日産自動車の役員報酬の過小記載はなぜ見抜けなかったのか?

Hagiyamaです。

昨今、日産自動車の事件(会長の逮捕)が世間を賑わせています。

私事ですが、私は2002年から2007年まで、日産を監査している監査法人に属していました。

その当時から日産はその監査法人のクライアント先でした。

幸いなことに(?)、私は日産の監査チームには属していませんでしたが、監査法人時代の同期の友人は日産を監査で訪問していました(現在はお互いに退職済みです)

日産は今も同じ監査法人が監査しているため、少なくとも15年以上は同じ監査法人が監査していることになります。

 

逮捕されたカルロス・ゴーン容疑者は、私が会計士としてのキャリアをスタートさせた時(2002年)は、カリスマ経営者としての名を馳せていました。

ゴーン氏を特集したテレビ番組があったのですが、

「氏は毎朝7時に出社する」
「日産従業員から氏への不平不満は極めて少ない」

といったような内容が放送されていたことをよく覚えています。

 

ゴーン氏の現在のところの逮捕容疑は、有価証券報告書(略して「有報」)における「役員報酬の過小記載」とされています。

実際の役員報酬の支払総額(約100億円)よりも少ない金額(約50億円)を有報において開示したということのようです。

 

ここで簡単に監査法人の責任についてお話ししますが、有報について監査法人など会計監査人が責任を負うのは、有報末尾に添付されている監査報告書に記載の通り、「経理の状況」より以降の情報のみです。

会計監査人は、「経理の状況」以降に記載されている財務諸表や注記等について適正かどうかの意見表明をします。

 

役員報酬の開示箇所は経理の状況より前の場所にありますので、法律(金融商品取引法)の観点からみると、役員報酬の開示に関しては、監査法人の監査対象範囲外です。

つまり、もし経理の状況より前の開示内容が間違っていたとしても、「法律的には」会計監査人が責任を問われることはありません。

 

ですが、役員報酬も会計に関連する情報であることに変わりはないですので、監査法人は経理の状況以前の内容についても、会計に関する情報に関しては開示があっているかどうかについてチェックをします。

役員報酬でいえば、監査法人は、役員報酬に関する総額(総勘定元帳など)や支払役員別内訳(補助元帳など)と合っているかどうかをチェックします。

 

では、なぜ役員報酬の過小記載ということが起こってしまったのでしょうか?

 

ここからは私の推測でしかいないのですが、役員報酬の過小記載が起きてしまった理由としては、以下のことが考えられます。

 

・日産の管理部門(経理部や財務部等)が、役員報酬に関する会計書類(総勘定元帳・補助元帳・支払情報など)を偽装して監査法人に提出した

・役員報酬の記載事項に対する監査法人のチェックが十分ではなかった

・実際に支払った金銭以外の役員報酬があったが、会計処理をしていなかった

(注:これらは可能性の話であって、断定の話ではありません)

 

大企業であればあるほど、有報を含む開示書類のチェックは、複数人の手によって隅々まで厳密に行います。

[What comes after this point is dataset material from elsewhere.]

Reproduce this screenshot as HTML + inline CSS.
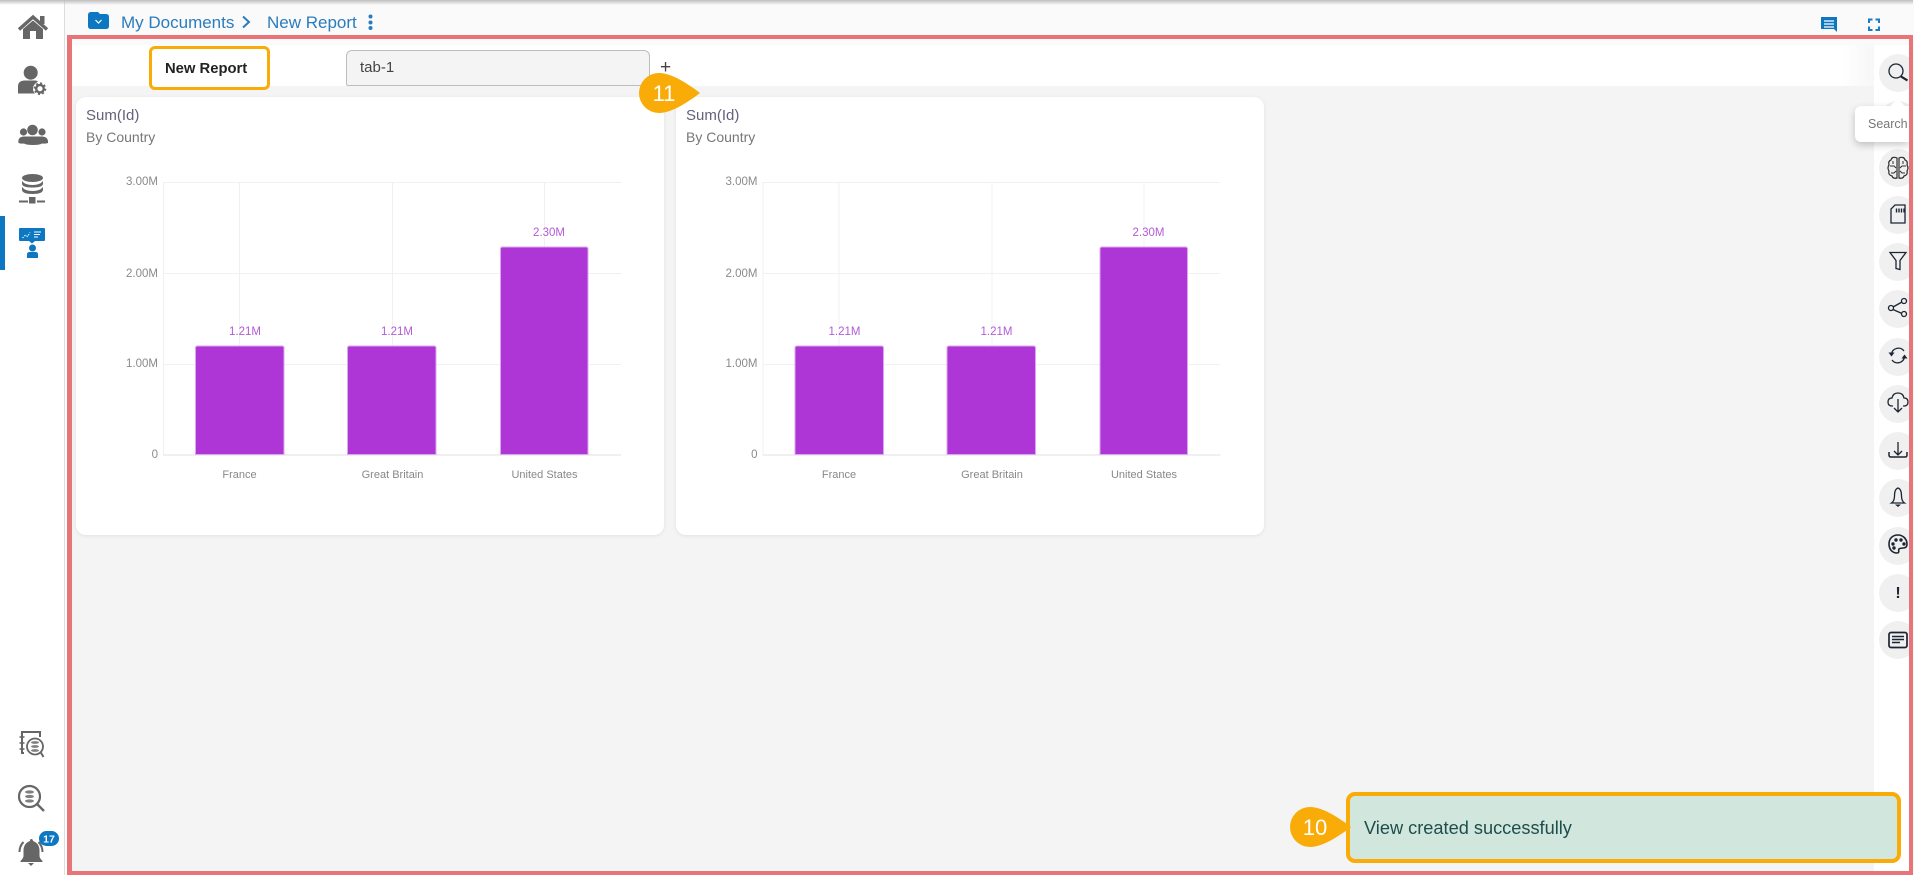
<!DOCTYPE html>
<html><head><meta charset="utf-8"><title>New Report</title>
<style>
html,body{margin:0;padding:0;width:1914px;height:875px;overflow:hidden;background:#fff;font-family:"Liberation Sans",sans-serif}
.a{position:absolute;box-sizing:border-box}
.t{position:absolute;white-space:nowrap;line-height:1}
svg text{font-family:"Liberation Sans",sans-serif}
</style></head><body>
<div class="a" style="left:65px;top:0;width:1849px;height:40px;background:#fafafa"></div>
<div class="a" style="left:64px;top:0;width:1px;height:875px;background:#ddd"></div>
<div class="a" style="left:72px;top:39px;width:1837px;height:6px;background:#fafafa"></div>
<div class="a" style="left:72px;top:45px;width:1802px;height:41px;background:#fff"></div>
<div class="a" style="left:72px;top:86px;width:1802px;height:785px;background:#f4f4f4"></div>
<div class="a" style="left:1874px;top:45px;width:35px;height:826px;background:#fff"></div>
<div class="a" style="left:1840px;top:45px;width:34px;height:41px;background:linear-gradient(90deg,#fff,#f7f7f7)"></div>
<!-- cards -->
<div class="a" style="left:76px;top:97px;width:588px;height:438px;background:#fff;border-radius:10px;box-shadow:0 1px 4px rgba(0,0,0,.08)"></div>
<div class="a" style="left:676px;top:97px;width:588px;height:438px;background:#fff;border-radius:10px;box-shadow:0 1px 4px rgba(0,0,0,.08)"></div>
<!-- red frame -->
<div class="a" style="left:67px;top:35px;width:1846px;height:840px;border:solid #e87478;border-width:4px 4px 4px 5px"></div>
<!-- breadcrumb -->
<div class="t" style="left:121px;top:14px;font-size:17px;color:#2a7cbd">My Documents</div>
<div class="t" style="left:267px;top:14px;font-size:17px;color:#2a7cbd">New Report</div>
<!-- tabs -->
<div class="a" style="left:149px;top:46px;width:121px;height:44px;border:3.5px solid #f9ab07;border-radius:6px;background:#fff"></div>
<div class="t" style="left:165px;top:62px;font-size:14.800px;font-weight:bold;color:#222">New Report</div>
<div class="a" style="left:346px;top:50px;width:304px;height:36px;border:1px solid #bdbdbd;border-radius:6px 6px 2px 2px;background:#f4f4f4"></div>
<div class="t" style="left:360px;top:60px;font-size:15px;color:#444">tab-1</div>
<div class="t" style="left:660px;top:58px;font-size:19px;color:#444">+</div>
<!-- card text -->
<div class="t" style="left:86px;top:108px;font-size:15px;color:#62627a">Sum(Id)</div>
<div class="t" style="left:86px;top:130px;font-size:14px;color:#777">By Country</div>
<div class="t" style="left:686px;top:108px;font-size:15px;color:#62627a">Sum(Id)</div>
<div class="t" style="left:686px;top:130px;font-size:14px;color:#777">By Country</div>
<!-- toast -->
<div class="a" style="left:1346px;top:792px;width:555px;height:71px;border:4px solid #f9ab07;border-radius:9px;background:#d1e7dd"></div>
<div class="t" style="left:1364px;top:819px;font-size:18.200px;color:#1e4d4c">View created successfully</div>
<svg class="a" style="left:0;top:0" width="1914" height="875" viewBox="0 0 1914 875">
<defs><linearGradient id="sh" x1="0" y1="0" x2="0" y2="1"><stop offset="0" stop-color="#bdbdbd"/><stop offset="1" stop-color="#bdbdbd" stop-opacity="0"/></linearGradient></defs>
<rect x="0" y="0" width="1914" height="5" fill="url(#sh)"/>
<!-- chart 1 -->
<g stroke="#f0f0f2" stroke-width="1" fill="none">
<path d="M163.500 182V455M239.500 182V346M392.500 182V346M544.500 182V247"/>
<path d="M163 182.500H621M163 273.500H621M163 364.500H195M284 364.500H347M436 364.500H500M589 364.500H621"/>
<path d="M163 455H621" stroke-width="2"/>
</g>
<g fill="#ae36d6" stroke="#dba8ef" stroke-width="1">
<path d="M195.500 454.500V348q0-2 2-2H282q2 0 2 2V454.500Z"/>
<path d="M347.500 454.500V348q0-2 2-2H434q2 0 2 2V454.500Z"/>
<path d="M500.500 454.500V249q0-2 2-2H586q2 0 2 2V454.500Z"/>
</g>
<g font-size="11.500" fill="#b35bd8" text-anchor="middle">
<text x="245" y="335">1.21M</text><text x="397" y="335">1.21M</text><text x="549" y="236">2.30M</text>
</g>
<g font-size="11.500" fill="#8a8a8a" text-anchor="end">
<text x="158" y="185">3.00M</text><text x="158" y="277">2.00M</text><text x="158" y="367">1.00M</text><text x="158" y="458">0</text>
</g>
<g font-size="11" fill="#888" text-anchor="middle">
<text x="239.500" y="478">France</text><text x="392.500" y="478">Great Britain</text><text x="544.500" y="478">United States</text>
</g>
<!-- chart 2 -->
<g transform="translate(599.500 0)">
<g stroke="#f0f0f2" stroke-width="1" fill="none">
<path d="M163.500 182V455M239.500 182V346M392.500 182V346M544.500 182V247"/>
<path d="M163 182.500H621M163 273.500H621M163 364.500H195M284 364.500H347M436 364.500H500M589 364.500H621"/>
<path d="M163 455H621" stroke-width="2"/>
</g>
<g fill="#ae36d6" stroke="#dba8ef" stroke-width="1">
<path d="M195.500 454.500V348q0-2 2-2H282q2 0 2 2V454.500Z"/>
<path d="M347.500 454.500V348q0-2 2-2H434q2 0 2 2V454.500Z"/>
<path d="M500.500 454.500V249q0-2 2-2H586q2 0 2 2V454.500Z"/>
</g>
<g font-size="11.500" fill="#b35bd8" text-anchor="middle">
<text x="245" y="335">1.21M</text><text x="397" y="335">1.21M</text><text x="549" y="236">2.30M</text>
</g>
<g font-size="11.500" fill="#8a8a8a" text-anchor="end">
<text x="158" y="185">3.00M</text><text x="158" y="277">2.00M</text><text x="158" y="367">1.00M</text><text x="158" y="458">0</text>
</g>
<g font-size="11" fill="#888" text-anchor="middle">
<text x="239.500" y="478">France</text><text x="392.500" y="478">Great Britain</text><text x="544.500" y="478">United States</text>
</g>
</g>
<!-- markers -->
<path d="M659 73C672 73 688 84 700 93C688 102 672 113 659 113A20 20 0 0 1 659 73Z" fill="#f9ab07"/>
<text x="664" y="101" font-size="22" fill="#fff" text-anchor="middle">11</text>
<path d="M1310 807C1323 807 1339 818 1351 827C1339 836 1323 847 1310 847A20 20 0 0 1 1310 807Z" fill="#f9ab07"/>
<text x="1315" y="835" font-size="22" fill="#fff" text-anchor="middle">10</text>
<!-- breadcrumb icons -->
<path d="M88 15q0-3 3-3h7l2 2h6q3 0 3 3v9q0 3-3 3H91q-3 0-3-3Z" fill="#0d77c2"/>
<path d="M95.500 20l3 3 3-3" fill="none" stroke="#fff" stroke-width="1.200"/>
<path d="M243 16.500l6 5.500-6 5.500" fill="none" stroke="#2a7cbd" stroke-width="2"/>
<g fill="#2a7cbd"><circle cx="370.500" cy="16.500" r="2"/><circle cx="370.500" cy="22.500" r="2"/><circle cx="370.500" cy="28" r="2"/></g>
<!-- top right icons -->
<path d="M1821 17h16v15l-3-3h-13Z" fill="#0d77c2"/>
<path d="M1824 21h10M1824 24h10M1824 27h10" stroke="#fff" stroke-width="1.300"/>
<path d="M1869 23v-3.500h3.500M1875.500 19.500h3.500v3.500M1879 26.500v3.500h-3.500M1872.500 30h-3.500v-3.500" fill="none" stroke="#1a7cc4" stroke-width="2"/>
<!-- sidebar -->
<rect x="0" y="216" width="5" height="54" fill="#0d77c2"/>
<g fill="#666">
<path d="M19 29.500L33 17l14 12.500" fill="none" stroke="#666" stroke-width="3.400"/>
<rect x="40" y="16" width="4.500" height="8"/>
<path d="M23 29l10-8.500 10 8.500v10h-7v-8h-6v8h-7Z"/>
<circle cx="30.700" cy="72.700" r="7"/>
<path d="M18 93.500v-7q0-6 7-6h10q2 0 3 1-5 3-5 7 0 3 2 5Z"/>
<circle cx="40" cy="88.700" r="3.800" fill="none" stroke="#666" stroke-width="2.400"/>
<circle cx="40" cy="88.700" r="5.500" fill="none" stroke="#666" stroke-width="1.600" stroke-dasharray="2 2.300"/>
<circle cx="32.500" cy="130" r="5.300"/><circle cx="23.500" cy="132" r="3.600"/><circle cx="42" cy="132" r="3.600"/>
<path d="M18.500 143q-1-6 5-6.500h19q6 .5 5.500 6.500-3 1-6 .5-2 1.500-9 1.500t-9-1.500q-3 .5-5.500-.5Z"/>
<ellipse cx="32.500" cy="178" rx="10.500" ry="4"/>
<path d="M22 181q3 4 10.500 4t10.500-4v2.500q0 4-10.500 4T22 183.500Z"/>
<path d="M22 187q3 4 10.500 4t10.500-4v2.500q0 4.500-10.500 4.500T22 189.500Z"/>
<rect x="29" y="197" width="6.500" height="6.500"/><rect x="19" y="200.500" width="9" height="2"/><rect x="37" y="200.500" width="8" height="2"/>
</g>
<g fill="#0d77c2">
<rect x="19" y="228" width="26" height="13" rx="1"/><path d="M29 241h6l-3 2.500Z"/>
<circle cx="32.500" cy="248" r="3.500"/><path d="M27 258v-3.500q0-2.500 2.500-2.500h6q2.500 0 2.500 2.500V258Z"/>
</g>
<g stroke="#fff" stroke-width="1" fill="none"><path d="M34 232h7M34 234.500h6M34 237h4"/><path d="M22.500 238l3-3 2 1.500 2.500-4" stroke-dasharray="1.500 1.200"/></g>
<!-- bottom side icons -->
<g fill="none" stroke="#666">
<path d="M24 753h-2v-21h18v5" stroke-width="2"/>
<path d="M19.500 737h5M19.500 743h5M19.500 749h5" stroke-width="1.500"/>
<circle cx="35" cy="746.500" r="8" stroke-width="1.800" fill="#fff"/>
<path d="M40.500 752l3 5" stroke-width="2"/>
<circle cx="29.500" cy="796.500" r="10.500" stroke-width="2.200"/>
<path d="M37 804l7 7" stroke-width="2.400"/>
</g>
<g fill="#808080">
<ellipse cx="35" cy="742.500" rx="4" ry="1.400"/><ellipse cx="35" cy="746.500" rx="4" ry="1.400"/><ellipse cx="35" cy="750.500" rx="4" ry="1.400"/>
<ellipse cx="29.500" cy="792" rx="4.500" ry="1.600"/><ellipse cx="29.500" cy="796.500" rx="4.500" ry="1.600"/><ellipse cx="29.500" cy="801" rx="4.500" ry="1.600"/>
</g>
<g fill="#666">
<path d="M31 839q2 0 2 2 6 2 6.500 9v6q0 2 3 5v1H20.500v-1q3-3 3-5v-6q.5-7 6.500-9 0-2 1-2Z"/>
<path d="M28 863h6l-3 3Z"/>
</g>
<path d="M19.500 852q0-6 4-10M42.500 852q0-6-4-10" fill="none" stroke="#666" stroke-width="2"/>
<rect x="39" y="831" width="20" height="15" rx="7.500" fill="#0d77c2"/>
<text x="49" y="842.500" font-size="10.500" font-weight="bold" fill="#fff" text-anchor="middle">17</text>
<!-- right rail circles -->
<g fill="#f0f0f0">
<circle cx="1898" cy="73" r="19"/><circle cx="1898" cy="120" r="19"/><circle cx="1898" cy="168" r="19"/><circle cx="1898" cy="215" r="19"/><circle cx="1898" cy="262" r="19"/><circle cx="1898" cy="309" r="19"/><circle cx="1898" cy="357" r="19"/><circle cx="1898" cy="404" r="19"/><circle cx="1898" cy="451" r="19"/><circle cx="1898" cy="498" r="19"/><circle cx="1898" cy="546" r="19"/><circle cx="1898" cy="593" r="19"/><circle cx="1898" cy="640" r="19"/>
</g>
<g fill="none" stroke="#1c2533" stroke-width="1.300">
<circle cx="1896" cy="71" r="7"/><path d="M1901 76.500l6.500 4" stroke-width="2.200"/>
<path d="M1897 158q-5-2-6 2-3 1-2 5-2 3 0 6-1 4 3 5 1 3 5 2ZM1899 158q5-2 6 2 3 1 2 5 2 3 0 6 1 4-3 5-1 3-5 2Z" stroke="#2e2e2e" stroke-width="1.200"/>
<path d="M1890 166h4l2 2M1891 173h3l2-2M1906 166h-4l-2 2M1905 173h-3l-2-2M1893 161v3M1903 161v3" stroke="#2e2e2e" stroke-width="1"/>
<path d="M1895 205h10v18h-14v-14Z"/><path d="M1896.500 208.500v4M1899 208.500v4M1901.500 208.500v4M1904 208.500v4" stroke-width="1.400"/>
<path d="M1890 252.500h16l-6 8v9l-4-1v-8Z"/>
<circle cx="1904" cy="301" r="2.500"/><circle cx="1891" cy="308" r="2.500"/><circle cx="1904" cy="314" r="2.500"/>
<path d="M1893 307l9-5M1893 309.500l9 4"/>
<path d="M1891.500 354a7 7 0 0 1 12.500-3M1904.500 357a7 7 0 0 1-12.500 3" stroke-width="1.300"/>
<path d="M1888.500 352.500l3 4 3-4ZM1901.500 358.500l3-4 3 4Z" fill="#1c2533" stroke="none"/>
<path d="M1893 406h-1q-4 0-4-4 0-4 4-4 1-5 6-5t6 5q4 0 4 4t-4 4h-1"/>
<path d="M1898 399v13M1894 408l4 4 4-4"/>
<path d="M1898 442v13M1894 451l4 4 4-4"/><path d="M1889 452v3q0 2 2 2h14q2 0 2-2v-3" stroke-width="1.500"/>
<path d="M1891.500 503q3-2 3-7 0-7 3.500-8 3.500 1 3.500 8 0 5 3 7Z"/><path d="M1895 504.500h6l-3 2.500Z" fill="#1c2533" stroke="none"/>
<path d="M1898 535c-6 0-9 4-9 9 0 5 3 9 8 9 3 0 1-3 2-4 2-2 8 1 8-5 0-5-4-9-9-9Z" stroke-width="1.600"/>
<rect x="1889" y="632.500" width="18" height="15" rx="2" stroke-width="1.700"/>
<path d="M1892 636.500h12M1892 639.500h12M1892 642.500h8" stroke-width="1.500"/>
</g>
<g fill="#1c2533"><circle cx="1893" cy="544" r="1.700"/><circle cx="1896" cy="540" r="1.700"/><circle cx="1901" cy="540" r="1.700"/><circle cx="1904" cy="544" r="1.700"/><circle cx="1894" cy="548" r="1.700"/></g>
<text x="1898" y="598" font-size="16" font-weight="bold" fill="#1c2533" text-anchor="middle">!</text>
</svg>
<div class="a" style="left:1855px;top:106px;width:54px;height:36px;background:#fff;border-radius:6px 0 0 6px;box-shadow:0 3px 8px rgba(0,0,0,.22)"></div>
<div class="a" style="left:1892px;top:101px;width:11px;height:11px;background:#fff;transform:rotate(45deg)"></div>
<div class="t" style="left:1868px;top:118px;font-size:12.500px;color:#777">Search</div>
<div class="a" style="left:1909px;top:39px;width:4px;height:832px;background:#e87478"></div>
<div class="a" style="left:1913px;top:0;width:1px;height:875px;background:#fafafa"></div>
</body></html>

それこそ何十人となる場合もあります。

そのため、役員報酬の記載について、日産・監査法人の双方が全く何もチェックをしなかったということはおそらくないでしょう。

 

どこに原因があったのか、何が原因で役員報酬の過小記載となってしまったのかは、その真相は捜査が進むにつれて明らかになると思います。

 

日産事件に関しては、有報における「役員報酬の過小記載」以外にも、「投資の資金の不正流用」「経費の不正使用」があるということが、日産の西川廣人社長が2018年11月中旬に行われた記者会見において述べております。

これら「投資の資金の不正流用」「経費の不正使用」についての監査法人の責任範囲については、次回の記事以降で述べたいと思います。